WORK REQUIRED. List each line in which the string "Write" appears.

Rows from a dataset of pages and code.
--------------------------------------------------

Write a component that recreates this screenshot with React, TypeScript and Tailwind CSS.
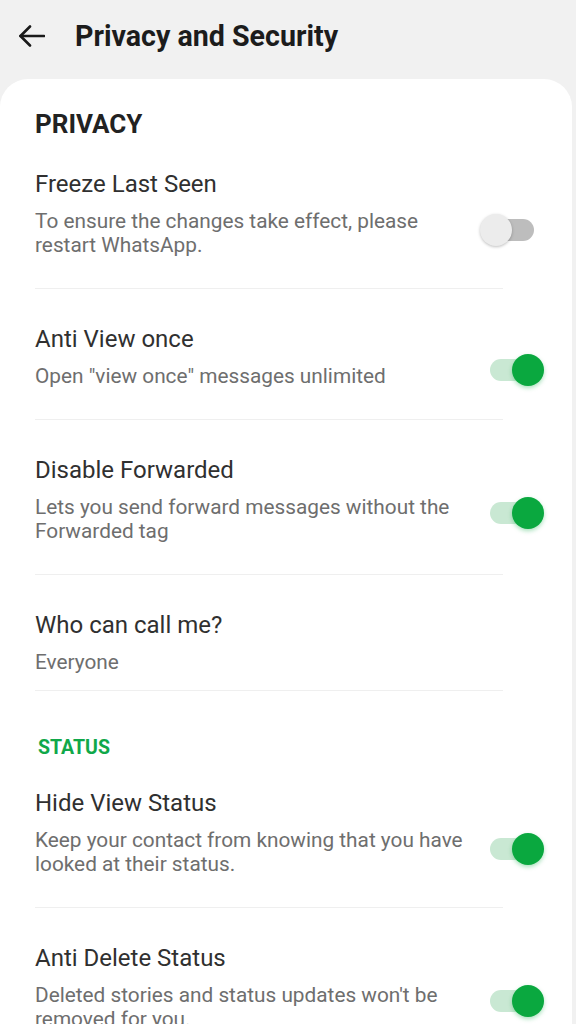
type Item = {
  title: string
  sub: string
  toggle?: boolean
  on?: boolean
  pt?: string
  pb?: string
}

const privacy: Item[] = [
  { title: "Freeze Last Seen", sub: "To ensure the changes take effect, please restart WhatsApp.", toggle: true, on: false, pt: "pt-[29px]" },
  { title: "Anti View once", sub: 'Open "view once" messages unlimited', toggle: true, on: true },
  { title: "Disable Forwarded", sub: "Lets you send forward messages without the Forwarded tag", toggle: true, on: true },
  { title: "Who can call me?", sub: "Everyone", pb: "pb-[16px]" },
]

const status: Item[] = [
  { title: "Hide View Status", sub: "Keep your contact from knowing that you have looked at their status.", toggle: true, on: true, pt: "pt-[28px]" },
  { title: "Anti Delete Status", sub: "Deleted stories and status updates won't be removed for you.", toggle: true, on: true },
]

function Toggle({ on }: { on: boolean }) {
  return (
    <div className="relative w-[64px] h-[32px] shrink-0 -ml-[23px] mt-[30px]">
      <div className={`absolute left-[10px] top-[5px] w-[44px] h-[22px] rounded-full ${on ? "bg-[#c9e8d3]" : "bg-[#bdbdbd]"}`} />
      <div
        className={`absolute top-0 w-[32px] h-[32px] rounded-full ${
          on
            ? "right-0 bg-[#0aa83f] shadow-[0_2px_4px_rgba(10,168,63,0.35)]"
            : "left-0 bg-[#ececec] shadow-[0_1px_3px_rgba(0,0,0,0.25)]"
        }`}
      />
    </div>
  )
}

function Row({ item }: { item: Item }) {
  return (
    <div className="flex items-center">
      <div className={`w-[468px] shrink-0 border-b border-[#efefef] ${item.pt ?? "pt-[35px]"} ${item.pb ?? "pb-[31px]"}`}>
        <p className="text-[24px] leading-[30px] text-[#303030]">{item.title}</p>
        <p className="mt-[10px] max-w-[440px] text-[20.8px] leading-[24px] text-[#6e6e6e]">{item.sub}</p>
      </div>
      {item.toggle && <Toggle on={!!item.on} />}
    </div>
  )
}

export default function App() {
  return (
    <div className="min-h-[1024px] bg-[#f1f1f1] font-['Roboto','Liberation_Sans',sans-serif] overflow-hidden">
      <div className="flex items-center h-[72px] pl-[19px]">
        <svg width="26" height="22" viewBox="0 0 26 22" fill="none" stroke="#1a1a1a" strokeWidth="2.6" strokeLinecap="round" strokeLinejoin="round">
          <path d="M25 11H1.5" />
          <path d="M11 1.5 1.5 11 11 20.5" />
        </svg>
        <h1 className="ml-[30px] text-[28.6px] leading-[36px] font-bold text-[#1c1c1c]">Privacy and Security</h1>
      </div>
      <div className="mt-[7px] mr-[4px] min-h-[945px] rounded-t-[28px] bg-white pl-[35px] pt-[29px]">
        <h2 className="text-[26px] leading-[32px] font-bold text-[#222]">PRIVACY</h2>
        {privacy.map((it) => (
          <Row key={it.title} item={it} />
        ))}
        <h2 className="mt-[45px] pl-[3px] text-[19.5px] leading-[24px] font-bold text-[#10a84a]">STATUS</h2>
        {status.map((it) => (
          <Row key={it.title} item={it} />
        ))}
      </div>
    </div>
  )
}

--------------------------------------------------

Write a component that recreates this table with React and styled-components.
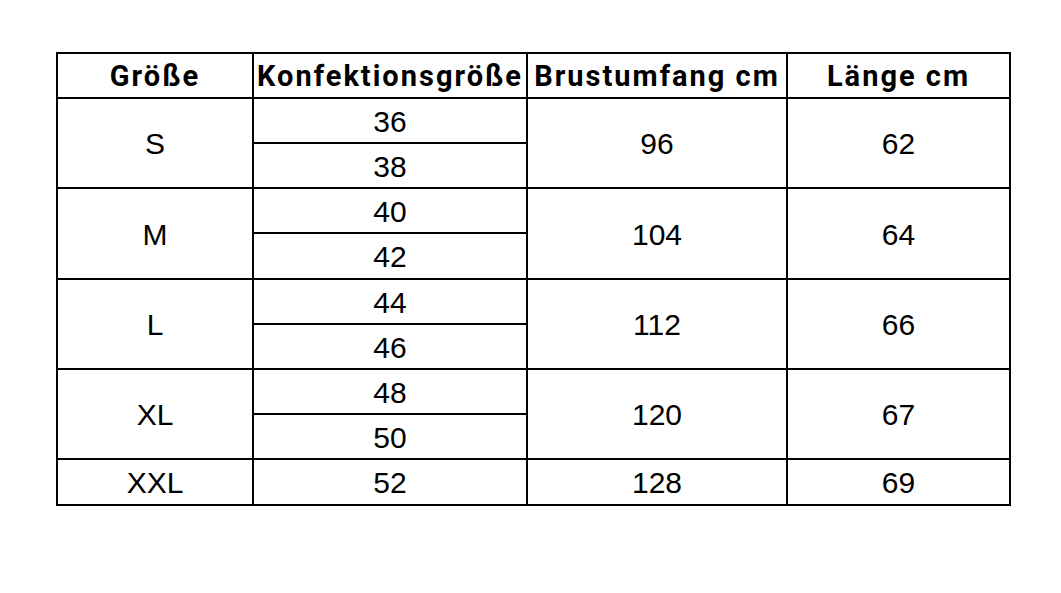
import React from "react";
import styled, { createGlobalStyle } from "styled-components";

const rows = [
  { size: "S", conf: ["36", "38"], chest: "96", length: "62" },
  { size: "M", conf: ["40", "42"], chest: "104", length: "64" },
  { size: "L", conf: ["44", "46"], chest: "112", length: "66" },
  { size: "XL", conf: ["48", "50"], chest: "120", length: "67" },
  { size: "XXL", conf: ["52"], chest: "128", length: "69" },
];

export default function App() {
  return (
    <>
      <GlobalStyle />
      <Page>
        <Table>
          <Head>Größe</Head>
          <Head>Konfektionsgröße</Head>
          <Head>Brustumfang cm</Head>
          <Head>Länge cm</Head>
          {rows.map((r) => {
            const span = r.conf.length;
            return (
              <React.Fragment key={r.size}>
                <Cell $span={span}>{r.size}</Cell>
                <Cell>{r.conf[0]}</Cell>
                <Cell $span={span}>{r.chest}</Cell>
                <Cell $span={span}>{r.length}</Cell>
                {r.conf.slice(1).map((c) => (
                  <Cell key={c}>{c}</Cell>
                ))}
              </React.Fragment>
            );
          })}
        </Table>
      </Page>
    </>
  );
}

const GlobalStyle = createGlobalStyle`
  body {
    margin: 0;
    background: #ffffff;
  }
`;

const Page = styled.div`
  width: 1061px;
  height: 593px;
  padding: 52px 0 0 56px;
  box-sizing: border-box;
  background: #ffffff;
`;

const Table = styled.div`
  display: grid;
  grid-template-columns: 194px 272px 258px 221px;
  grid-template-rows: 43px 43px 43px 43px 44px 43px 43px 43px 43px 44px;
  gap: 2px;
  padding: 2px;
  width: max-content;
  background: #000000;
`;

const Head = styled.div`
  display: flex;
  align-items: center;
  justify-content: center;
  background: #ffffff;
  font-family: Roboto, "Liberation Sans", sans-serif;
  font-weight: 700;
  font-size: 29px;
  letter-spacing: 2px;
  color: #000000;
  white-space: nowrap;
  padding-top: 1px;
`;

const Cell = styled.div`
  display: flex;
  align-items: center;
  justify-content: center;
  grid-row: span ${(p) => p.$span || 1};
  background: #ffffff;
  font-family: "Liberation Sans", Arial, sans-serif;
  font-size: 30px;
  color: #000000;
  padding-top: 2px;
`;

--------------------------------------------------

RESULT OF THIS EXERCISE.
Write a component that recreates this screenshot with React, TypeScript and Tailwind CSS.
Write a component that recreates this table with React and styled-components.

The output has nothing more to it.